> [DATA LINES]
▽

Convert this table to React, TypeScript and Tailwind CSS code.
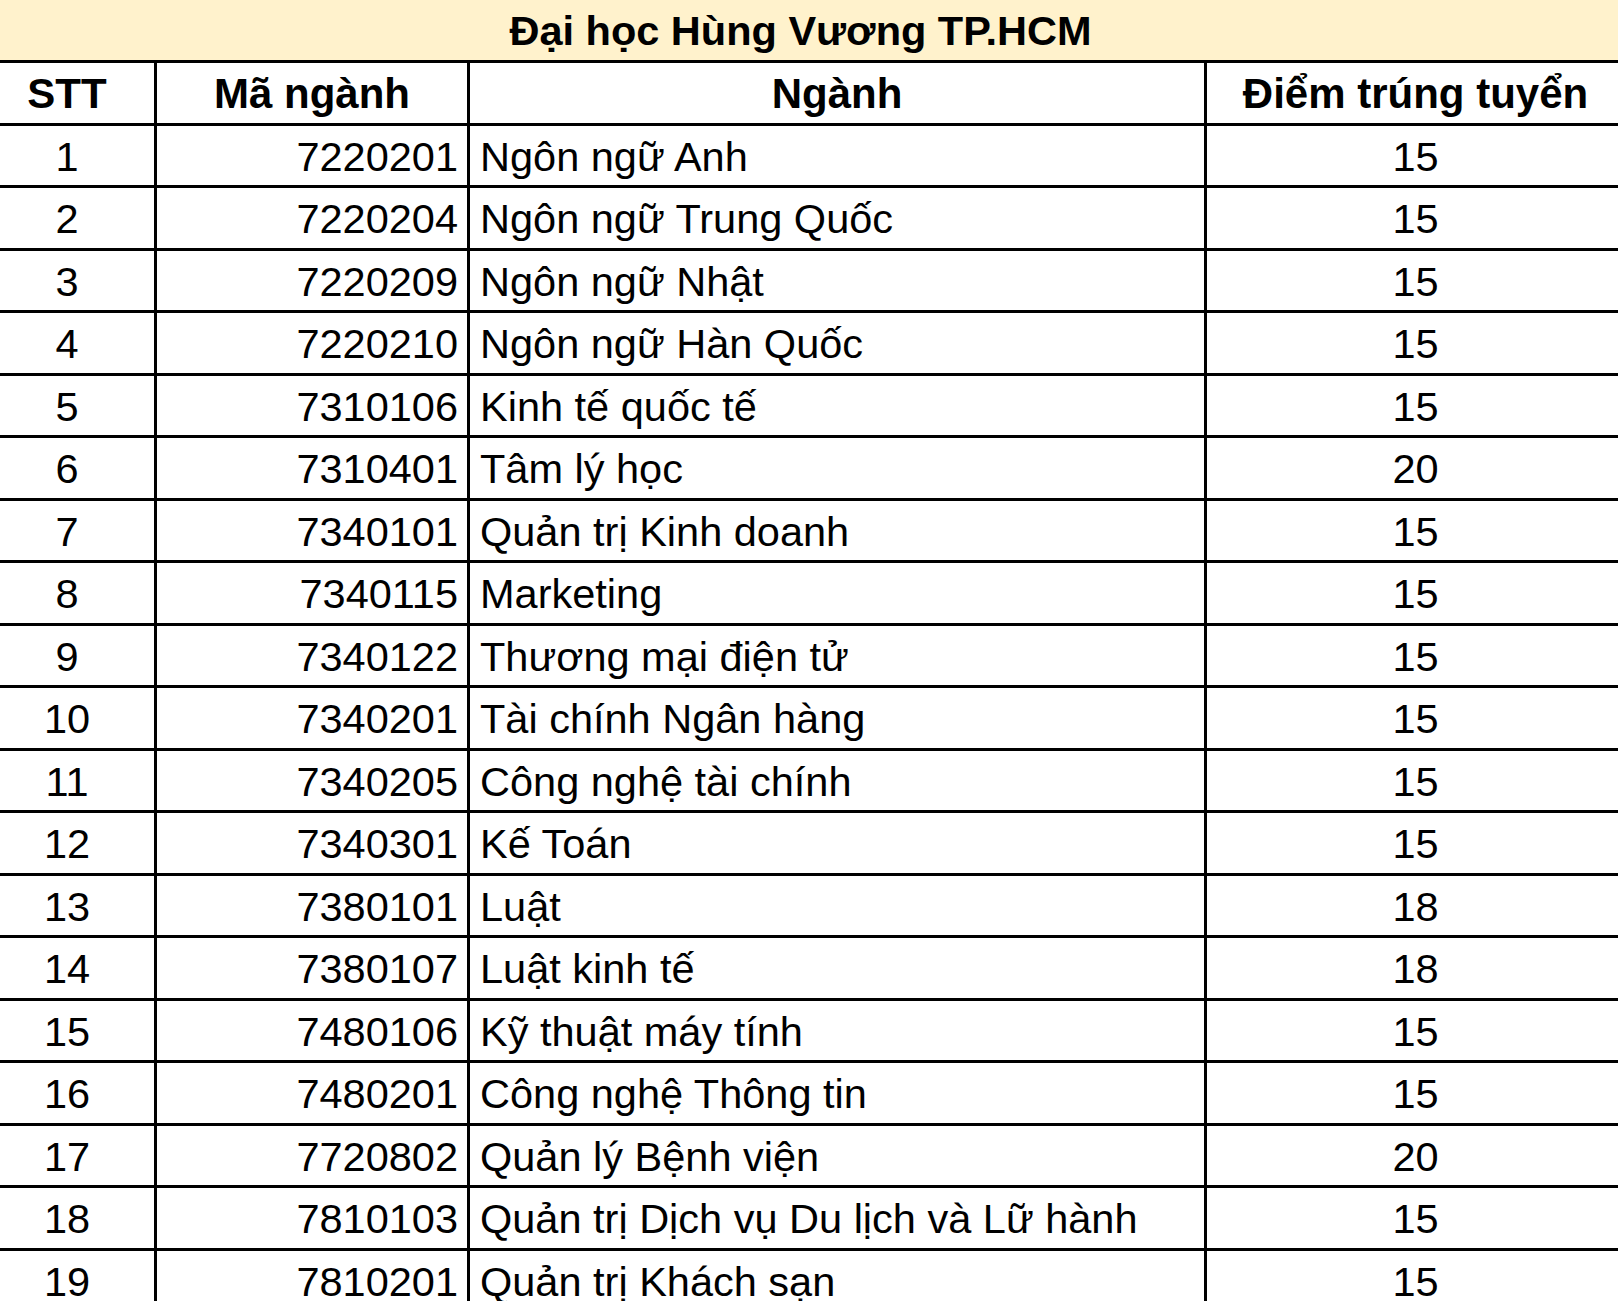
import React from "react";

const rows: [string, string, string, string][] = [
  ["1", "7220201", "Ngôn ngữ Anh", "15"],
  ["2", "7220204", "Ngôn ngữ Trung Quốc", "15"],
  ["3", "7220209", "Ngôn ngữ Nhật", "15"],
  ["4", "7220210", "Ngôn ngữ Hàn Quốc", "15"],
  ["5", "7310106", "Kinh tế quốc tế", "15"],
  ["6", "7310401", "Tâm lý học", "20"],
  ["7", "7340101", "Quản trị Kinh doanh", "15"],
  ["8", "7340115", "Marketing", "15"],
  ["9", "7340122", "Thương mại điện tử", "15"],
  ["10", "7340201", "Tài chính Ngân hàng", "15"],
  ["11", "7340205", "Công nghệ tài chính", "15"],
  ["12", "7340301", "Kế Toán", "15"],
  ["13", "7380101", "Luật", "18"],
  ["14", "7380107", "Luật kinh tế", "18"],
  ["15", "7480106", "Kỹ thuật máy tính", "15"],
  ["16", "7480201", "Công nghệ Thông tin", "15"],
  ["17", "7720802", "Quản lý Bệnh viện", "20"],
  ["18", "7810103", "Quản trị Dịch vụ Du lịch và Lữ hành", "15"],
  ["19", "7810201", "Quản trị Khách sạn", "15"],
];

const cols = "grid grid-cols-[157px_313px_737px_1fr]";

export default function App() {
  return (
    <div
      className="w-[1618px] h-[1301px] overflow-hidden bg-white text-black"
      style={{ fontFamily: '"Liberation Sans", Arial, sans-serif' }}
    >
      <div className="h-[63px] bg-[#fff2cc] border-b-[3px] border-black flex items-center justify-center text-[41.5px] font-bold leading-none pt-[2px] pr-[17px]">
        Đại học Hùng Vương TP.HCM
      </div>
      <div className={`${cols} h-[62.5px] border-b-[3px] border-black text-[42px] font-bold leading-none`}>
        <div className="border-r-[3px] border-black flex items-center justify-center pr-[20px] pt-[3px]">STT</div>
        <div className="border-r-[3px] border-black flex items-center justify-center pt-[3px]">Mã ngành</div>
        <div className="border-r-[3px] border-black flex items-center justify-center pt-[3px]">Ngành</div>
        <div className="flex items-center justify-center pl-[6px] pt-[3px]">Điểm trúng tuyển</div>
      </div>
      {rows.map((r) => (
        <div
          key={r[0]}
          className={`${cols} h-[62.5px] shrink-0 border-b-[3px] border-black text-[41.5px] leading-none`}
        >
          <div className="border-r-[3px] border-black flex items-center justify-center pr-[20px] pt-[2px]">{r[0]}</div>
          <div className="border-r-[3px] border-black flex items-center justify-end pr-[9px] pt-[2px]">{r[1]}</div>
          <div className="border-r-[3px] border-black flex items-center justify-start pl-[10px] pt-[2px] whitespace-nowrap">{r[2]}</div>
          <div className="flex items-center justify-center pl-[6px] pt-[2px]">{r[3]}</div>
        </div>
      ))}
    </div>
  );
}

△

> [PROBLEM TO WORK ON] In the data above, please extract the lines from the first one through the line with "import React from", exactly, and keep pictures out.

> [RESULT OF THE TASK]
Convert this table to React, TypeScript and Tailwind CSS code.
import React from "react";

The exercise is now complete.